In what circumstances would you apply Ridge or Lasso regression, and how would you determine which to use?
Question Analysis
The question asks about the application contexts of two regularization techniques in linear regression: Ridge and Lasso regression. The candidate needs to understand the purpose of these techniques, which is to prevent overfitting by adding a penalty to the loss function. The question also requires an explanation of the criteria used to choose between Ridge and Lasso regression.
Answer
Ridge and Lasso Regression are both regularization techniques used to handle multicollinearity and prevent overfitting in linear regression models by adding a penalty term to the loss function.

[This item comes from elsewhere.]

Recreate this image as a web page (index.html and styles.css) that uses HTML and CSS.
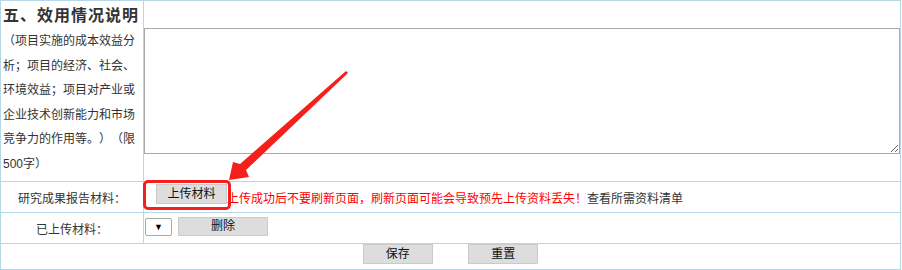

Ridge Regression (L2 regularization):
- Use Cases:
- When you have a large number of features, and you suspect some of them are collinear.
- When you want to shrink the coefficients of less important features but not eliminate them entirely.
- Penalty Term: Adds the squared magnitude of coefficients as a penalty term.
- Effect: Tends to distribute the coefficient weights more evenly across all features.
Lasso Regression (L1 regularization):
- Use Cases:
- When you suspect that only a subset of the features are actually useful for predicting the target.
- When you want to perform feature selection by automatically driving some feature coefficients to zero.
- Penalty Term: Adds the absolute value of the magnitude of coefficients as a penalty term.
- Effect: Can shrink some coefficients to exactly zero, effectively performing variable selection.
Determining Which to Use:
- Feature Selection: If feature selection is important, Lasso is often more appropriate since it can zero out coefficients of less important features.
- Model Interpretability: If you need a more interpretable model with fewer variables, Lasso might be preferred.
- Predictive Accuracy: If all features are believed to be potentially useful and collinearity is a concern, Ridge can be a better choice.
- Cross-Validation: Use cross-validation to empirically determine which model performs better on your specific dataset.
By understanding these distinctions, you can choose the appropriate regularization method based on the specific needs and characteristics of your dataset.